After her marriage in 1957, the artist returned to Iran, where she began studying, collecting and preserving the traditional decorative arts of her homeland. However, the Islamic Revolution of 1979 brought Farmanfarmaian and her family back to New York, where they would remain in exile for the next 26 years. In 2004 Farmanfarmaian moved back to Tehran and opened a studio, working with some of the same artisans she knew in the 1970s.

The artist first attracted widespread attention in 1958 when she was awarded a gold medal for her work in the Iranian Pavilion at the Venice Biennale, which led to exhibitions in Tehran, Paris and New York. Since then her work has been shown in major institutions and exhibitions around the world. Most recently, major retrospective exhibitions of her work have been shown at the Sharjah Art Foundation, UAE; the Irish Museum of Modern Art, Dublin; the Guggenheim Museum, New York; and the Fundação de Serralves, Museu de Arte Contemporânea, Porto.

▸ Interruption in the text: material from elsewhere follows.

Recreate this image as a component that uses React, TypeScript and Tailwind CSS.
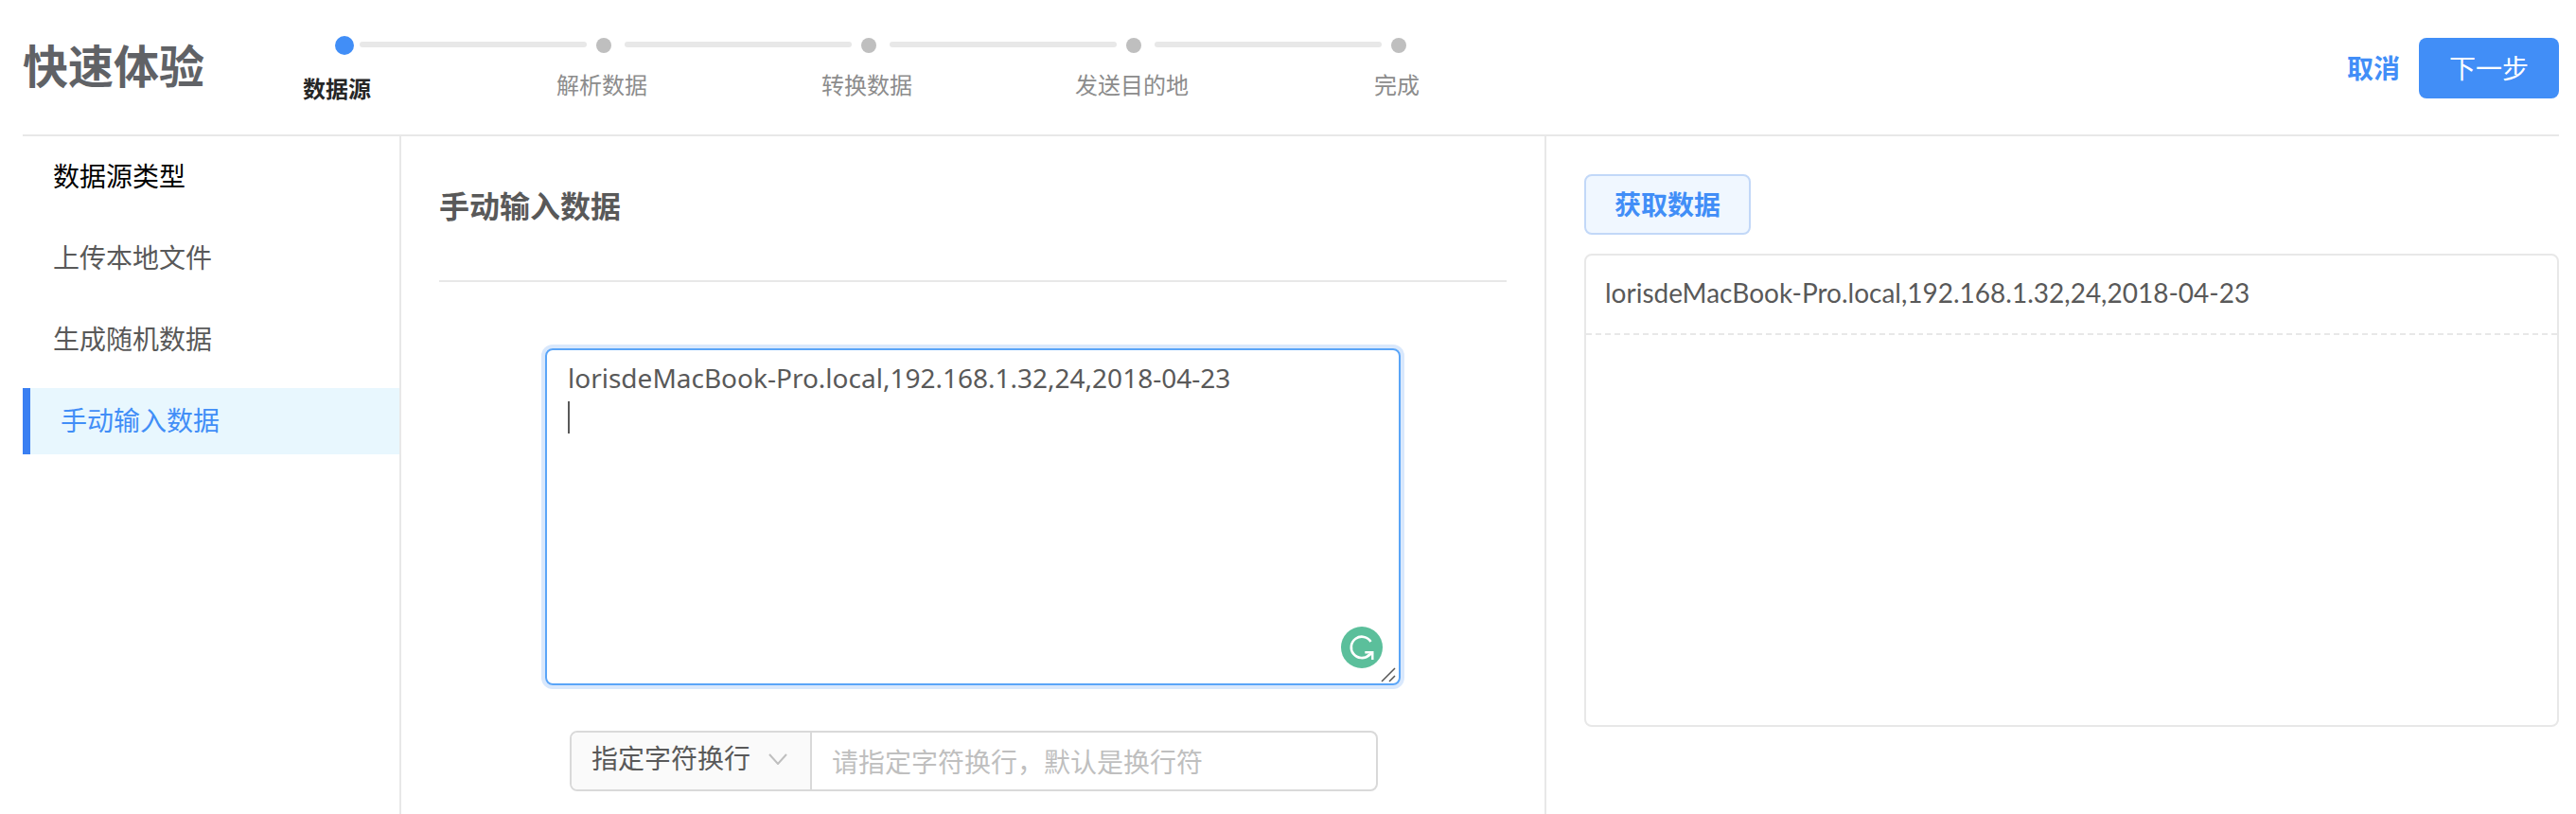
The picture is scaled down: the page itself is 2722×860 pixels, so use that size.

Farmanfarmaian’s work is represented in important public collections around the world, including the Guggenheim Museum, New York; the Metropolitan Museum of Art, New York; Museum of Fine Arts, Boston; Museum of Fine Arts, Houston; the High Museum of Art, Atlanta; the Museum of Modern Art, Tehran; Tate Modern, London; and the Victoria and Albert Museum, London.

She is the subject of the monograph Monir Shahroudy Farmanfarmaian: Cosmic Geometry edited by Hans Ulrich Obrist and co-author of her autobiography A Mirror Garden (Knopf, 2007). In December 2017, the Monir Museum opened in Tehran, the only museum dedicated to a single artist in Iran.